● STATED PROBLEM
Nothing but the lines from the top of the data to the line holding "w-[3144px] h-[1375px] overflow-hidden" should be printed, word for word and both ends included; leave the pictures out.

● DATASET EXCERPT
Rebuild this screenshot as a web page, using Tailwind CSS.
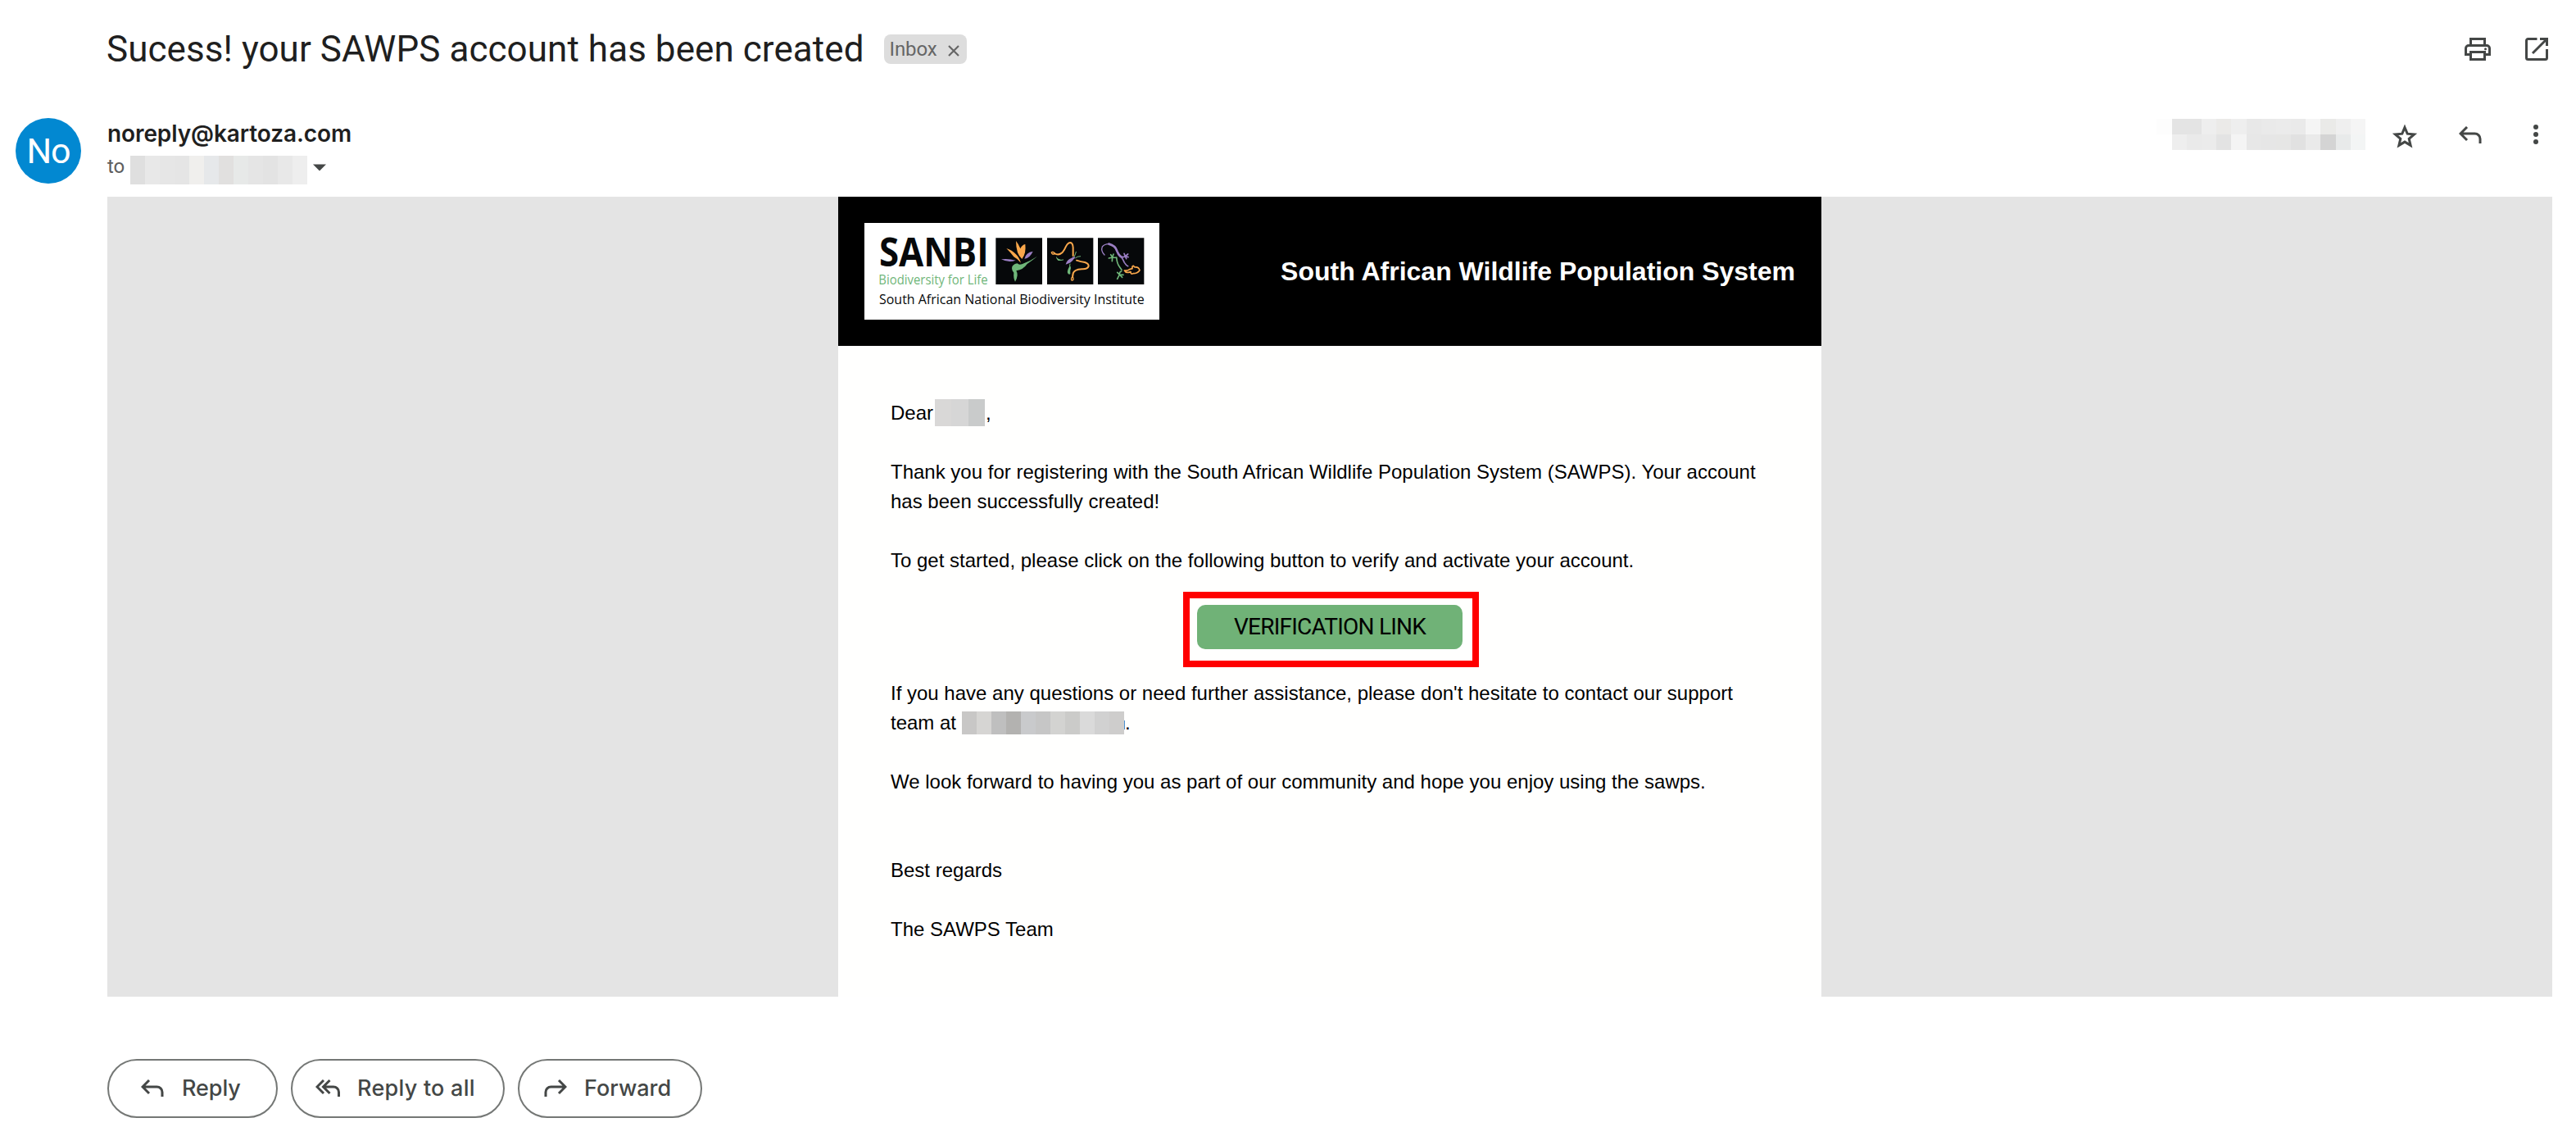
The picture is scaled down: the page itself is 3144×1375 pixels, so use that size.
<!DOCTYPE html>
<html lang="en">
<head>
<meta charset="utf-8">
<title>Sucess! your SAWPS account has been created</title>
<script src="https://cdn.jsdelivr.net/npm/@tailwindcss/browser@4"></script>
</head>
<body class="bg-white w-[3144px] h-[1375px] overflow-hidden font-['Roboto',sans-serif] text-[#1f1f1f]">

<!-- Subject -->
<header class="flex h-[120px] items-center pl-[130px] pr-[35px]">
  <h1 class="text-[44px] leading-[52px] tracking-[0.06px] whitespace-nowrap">Sucess! your SAWPS account has been created</h1>
  <div class="ml-[24px] flex h-9 w-[101px] items-center justify-between rounded-lg bg-[#ddd] pl-[7px] pr-[9px] text-2xl leading-9 text-[#666]">
    <span class="tracking-[-0.1px]">Inbox</span>
    <svg class="mt-1 h-[14px] w-[14px]" viewBox="0 0 14 14" fill="none" stroke="#666" stroke-width="2.2"><path d="M1 1l12 12M13 1L1 13"/></svg>
  </div>
  <div class="ml-auto flex items-center gap-[42px]">
    <svg class="h-7 w-8" viewBox="0 0 32 28" fill="none" stroke="#444746" stroke-width="3"><path d="M7.5 9V1.5h17V9M6 20.5H1.500V13a3.500 3.500 0 0 1 3.500-3.500h22a3.500 3.500 0 0 1 3.500 3.500v7.500H26"/><path d="M7.500 17.500h17v9h-17z"/><circle cx="25.500" cy="13.700" r="1.500" fill="#444746" stroke="none"/></svg>
    <svg class="mr-[-1px] h-7 w-7" viewBox="0 0 28 28" fill="none" stroke="#444746" stroke-width="3"><path d="M14.500 1.500h-11a2 2 0 0 0-2 2v21a2 2 0 0 0 2 2h21a2 2 0 0 0 2-2V14M18 1.500h8.500V10M26 2L9 19"/></svg>
  </div>
</header>

<!-- Sender -->
<section class="flex h-[120px] pl-[19px] pr-[46px] pt-6">
  <div class="flex h-20 w-20 items-center justify-center rounded-full bg-[#0288d1] text-[43px] tracking-[-1px] text-white">No</div>
  <div class="ml-8">
    <p class="font-['Inter',sans-serif] text-[28px] leading-[39px] font-semibold tracking-[-0.1px]">noreply@kartoza.com</p>
    <div class="mt-[7px] flex h-[35px]">
      <span class="w-[28px] text-2xl leading-[27px] text-[#5e5e5e]">to</span>
      <div class="flex">
        <i class="w-[18px] bg-[#dfdfdf]"></i><i class="w-[18px] bg-[#e8e8e8]"></i><i class="w-[18px] bg-[#e6e6e6]"></i><i class="w-[18px] bg-[#e5e5e5]"></i><i class="w-[18px] bg-[#f0efed]"></i><i class="w-[18px] bg-[#e6e8ea]"></i><i class="w-[18px] bg-[#e1e0df]"></i><i class="w-[18px] bg-[#e7e9e8]"></i><i class="w-[18px] bg-[#e5e5e5]"></i><i class="w-[18px] bg-[#e3e3e3]"></i><i class="w-[18px] bg-[#e8e8e8]"></i><i class="w-[18px] bg-[#eee]"></i>
      </div>
      <svg class="mt-[10px] ml-[7px] h-[9px] w-4" viewBox="0 0 16 9"><path d="M0 .6h16L8 8.600z" fill="#444746"/></svg>
    </div>
  </div>
  <div class="ml-auto flex h-10 items-center">
    <div class="mr-[32px] grid h-[38px] grid-cols-[repeat(14,18.2px)] grid-rows-2">
      <i class="bg-[#fdfdfd]"></i><i class="bg-[#e4e4e4]"></i><i class="bg-[#e4e4e4]"></i><i class="bg-[#eee]"></i><i class="bg-[#ebeae8]"></i><i class="bg-[#eee]"></i><i class="bg-[#e8e8e8]"></i><i class="bg-[#eaeaea]"></i><i class="bg-[#ebebeb]"></i><i class="bg-[#eaeaea]"></i><i class="bg-[#f5f5f5]"></i><i class="bg-[#eaeae8]"></i><i class="bg-[#efefef]"></i><i class="bg-[#f5f5f5]"></i>
      <i class="bg-white"></i><i class="bg-[#eee]"></i><i class="bg-[#eaeaea]"></i><i class="bg-[#ebebeb]"></i><i class="bg-[#e3e3e3]"></i><i class="bg-[#f4f4f4]"></i><i class="bg-[#e7e7e7]"></i><i class="bg-[#e6e6e6]"></i><i class="bg-[#e6e6e5]"></i><i class="bg-[#e1e1e1]"></i><i class="bg-[#eaeaea]"></i><i class="bg-[#d4d4d4]"></i><i class="bg-[#e8eaea]"></i><i class="bg-[#f3f5f5]"></i>
    </div>
    <svg class="mt-[3px] mr-[50px] h-[30px] w-8" viewBox="0 0 32 30" fill="none" stroke="#444746" stroke-width="3"><path d="M16 4.500l3.200 7.700 8.300.7-6.300 5.400 1.900 8.100-7.100-4.300-7.100 4.300 1.900-8.100-6.300-5.400 8.300-.7z"/></svg>
    <svg class="mt-[1px] mr-[63px] h-[22px] w-7" viewBox="0 0 28 22" fill="none" stroke="#444746" stroke-width="3"><path d="M10 1L2 9l8 8M2 9h17.500a6.500 6.500 0 0 1 6.500 6.500V21"/></svg>
    <svg class="h-6 w-[6px]" viewBox="0 0 6 24" fill="#444746"><circle cx="3" cy="3" r="3"/><circle cx="3" cy="12" r="3"/><circle cx="3" cy="21" r="3"/></svg>
  </div>
</section>

<!-- Message -->
<main class="ml-[131px] flex h-[976px] w-[2984px] bg-[#e4e4e4] pl-[892px] font-['Liberation_Sans',Arial,sans-serif] text-2xl leading-9 text-black">
  <article class="flex w-[1200px] flex-col bg-[#fffffe]">
    <div class="flex h-[182px] items-center justify-between bg-black px-8">
      <svg class="h-[118px] w-[360px] bg-white" viewBox="135 126 1080 354" font-family="'Open Sans','Noto Sans',sans-serif">
        <text x="189" y="285" font-size="143" font-weight="700" fill="#06080a" textLength="401" lengthAdjust="spacingAndGlyphs">SANBI</text>
        <text x="187" y="351" font-size="47" fill="#6fb679" textLength="400" lengthAdjust="spacingAndGlyphs">Biodiversity for Life</text>
        <text x="189" y="423" font-size="49" fill="#06080a" textLength="971" lengthAdjust="spacingAndGlyphs">South African National Biodiversity Institute</text>
        <path fill="#06080a" d="M616 181h170v170H616zM804 181h169v170H804zM990 181h169v170H990z"/>
        <!-- strelitzia -->
        <path fill="#f9a74b" d="M690 192q10 12 16 28q6-14 18-16q4 34-12 54q-22-18-22-66zM655 219q20 6 35 22q10 8 18 31q-14-16-26-22q-10-14-27-31z"/>
        <path fill="#9b7fc4" d="M636 259q28-3 53 4q-26 10-53-4zM752 230q-26 4-31 27q20-2 31-27z"/>
        <path fill="#6fb679" d="M768 248q-26 18-56 29q-12 4-17-3q-20 4-20 18q0 10 7 16q-2 20 5 33q14-24 4-40q26-4 40-25q20-14 37-28z"/>
        <!-- butterfly -->
        <g fill="none" stroke-linecap="round" stroke-linejoin="round">
          <path stroke="#f9a74b" stroke-width="6" d="M830 237q16 10 30-3q8-10 13-22q7-14 17-14q8 2 9 18l0 30"/>
          <path stroke="#f9a74b" stroke-width="4" d="M832 237q-8-8-12-3q2 8 10 6"/>
          <path stroke="#f9a74b" stroke-width="6" d="M912 263q16 6 30 7q14 4 14 14q-4 12-24 11q-16 0-24 5q-10 6-10 18l-1 6"/>
          <path stroke="#f9a74b" stroke-width="4" d="M897 322q-7 8-3 14q6 2 6-6q0-4-3-8"/>
          <path stroke="#6fb679" stroke-width="3" d="M904 248q4-8 6-16M908 254q6-6 18-6M845 262q8 2 18-1M888 276q-2 6-2 16"/>
        </g>
        <path fill="#9b7fc4" d="M872 278q4-18 22-24q8-6 13-3q0 4-6 8q-8 14-29 19z"/>
        <path fill="#6fb679" d="M837 248q0 12 10 16q8 1 10-3q-14-2-20-13zM889 283q-12 12-10 26q4 8 10 4q-2-12 2-22z"/>
        <!-- gecko -->
        <g fill="none" stroke-linecap="round" stroke-linejoin="round">
          <path stroke="#9b7fc4" stroke-width="4" d="M1014 243q-14-14-8-30q10-12 28-10"/>
          <path stroke="#9b7fc4" stroke-width="8" d="M1030 203q24 6 30 26q4 12 13 20"/>
          <path stroke="#9b7fc4" stroke-width="5" d="M1073 247q10 14 14 24q6 10 13 13M1076 249q8 4 14-1M1090 248l-4-10M1090 248l10-8M1090 248l11 3M1090 248l4 9"/>
          <path stroke="#6fb679" stroke-width="5" d="M1058 252q2 24 12 36l7 10M1057 253l-14-1M1043 252l-13 3M1043 252l-6-10M1043 252l4-12M1043 252l-1 14M1076 303q-8 2-7 12M1069 315l-8-8M1069 315l14 1M1069 315l10 10M1069 315l-8 16"/>
          <path stroke="#f9a74b" stroke-width="5" d="M1087 300q12 2 19-4l10-3q-2-8 4-10l5 5q14-2 18 11q-8 12-24 12q-10 4-9-6l-8 2q-10 2-15-7"/>
        </g>
      </svg>
      <h2 class="text-[32px] leading-9 font-bold whitespace-nowrap text-white">South African Wildlife Population System</h2>
    </div>
    <div class="flex flex-col gap-9 px-16 pt-16">
      <p class="flex h-9 items-center"><span>Dear</span>
        <span class="mt-[-1px] ml-[2px] mr-px flex h-[33px]"><i class="w-5 bg-[#d9d8d7]"></i><i class="w-[21px] bg-[#d6d6d6]"></i><i class="w-5 bg-[#c9cbcb]"></i></span><span>,</span></p>
      <p class="whitespace-nowrap">Thank you for registering with the South African Wildlife Population System (SAWPS). Your account<br>has been successfully created!</p>
      <p>To get started, please click on the following button to verify and activate your account.</p>
      <div class="relative h-[54px] w-[324px] self-center">
        <a class="flex h-full items-center justify-center rounded-[10px] bg-[#70b277] font-['Roboto',sans-serif] text-[28px] tracking-[-0.77px]">VERIFICATION LINK</a>
        <div class="absolute -top-4 -right-5 -bottom-[22px] -left-[17px] border-8 border-[#f00]"></div>
      </div>
      <div>
        <p class="whitespace-nowrap">If you have any questions or need further assistance, please don't hesitate to contact our support</p>
        <p class="flex h-9 items-center"><span class="w-[87px]">team at</span>
          <span class="flex h-7"><i class="w-[18px] bg-[#c8c7c6]"></i><i class="w-[18px] bg-[#d6d5d3]"></i><i class="w-[18px] bg-[#bfbfbf]"></i><i class="w-[18px] bg-[#b3b2b0]"></i><i class="w-[18px] bg-[#c9cacc]"></i><i class="w-[18px] bg-[#c6c6c6]"></i><i class="w-[18px] bg-[#d3d3d1]"></i><i class="w-[18px] bg-[#cbcbc9]"></i><i class="w-[18px] bg-[#dadada]"></i><i class="w-[18px] bg-[#d1d1d1]"></i><i class="w-[18px] bg-[#cecdcc]"></i><i class="mt-[11px] h-[11px] w-px bg-[#4a8fd0]"></i></span><span>.</span></p>
      </div>
      <p>We look forward to having you as part of our community and hope you enjoy using the sawps.</p>
      <p class="mt-9">Best regards</p>
      <p>The SAWPS Team</p>
    </div>
  </article>
</main>

<!-- Actions -->
<footer class="mt-[76px] ml-[131px] flex gap-4 font-['Inter',sans-serif] text-[27px] font-medium text-[#444746]">
  <button class="flex h-[72px] w-[208px] items-center rounded-full border-2 border-[#747775] pl-[39px]">
    <svg class="mr-[22px] h-[22px] w-7" viewBox="0 0 28 22" fill="none" stroke="#444746" stroke-width="3"><path d="M10 1L2 9l8 8M2 9h17.500a6.500 6.500 0 0 1 6.500 6.500V21"/></svg>
    <span class="tracking-[-0.1px]">Reply</span>
  </button>
  <button class="flex h-[72px] w-[261px] items-center rounded-full border-2 border-[#747775] pl-[28px]">
    <svg class="mr-[21px] h-[22px] w-[30px]" viewBox="0 0 30 22" fill="none" stroke="#444746" stroke-width="3"><path d="M10 1L2 9l8 8M17.500 1l-8 8 8 8M9.500 9H22a6.500 6.500 0 0 1 6.500 6.500V21"/></svg>
    <span class="tracking-[0.25px]">Reply to all</span>
  </button>
  <button class="flex h-[72px] w-[225px] items-center rounded-full border-2 border-[#747775] pl-[30px]">
    <svg class="mr-[21px] h-[22px] w-7" viewBox="0 0 28 22" fill="none" stroke="#444746" stroke-width="3"><path d="M18 1l8 8-8 8M26 9H8.500A6.500 6.500 0 0 0 2 15.500V21"/></svg>
    <span>Forward</span>
  </button>
</footer>
</body>
</html>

● COMPLETE RESPONSE
Rebuild this screenshot as a web page, using Tailwind CSS.
The picture is scaled down: the page itself is 3144×1375 pixels, so use that size.
<!DOCTYPE html>
<html lang="en">
<head>
<meta charset="utf-8">
<title>Sucess! your SAWPS account has been created</title>
<script src="https://cdn.jsdelivr.net/npm/@tailwindcss/browser@4"></script>
</head>
<body class="bg-white w-[3144px] h-[1375px] overflow-hidden font-['Roboto',sans-serif] text-[#1f1f1f]">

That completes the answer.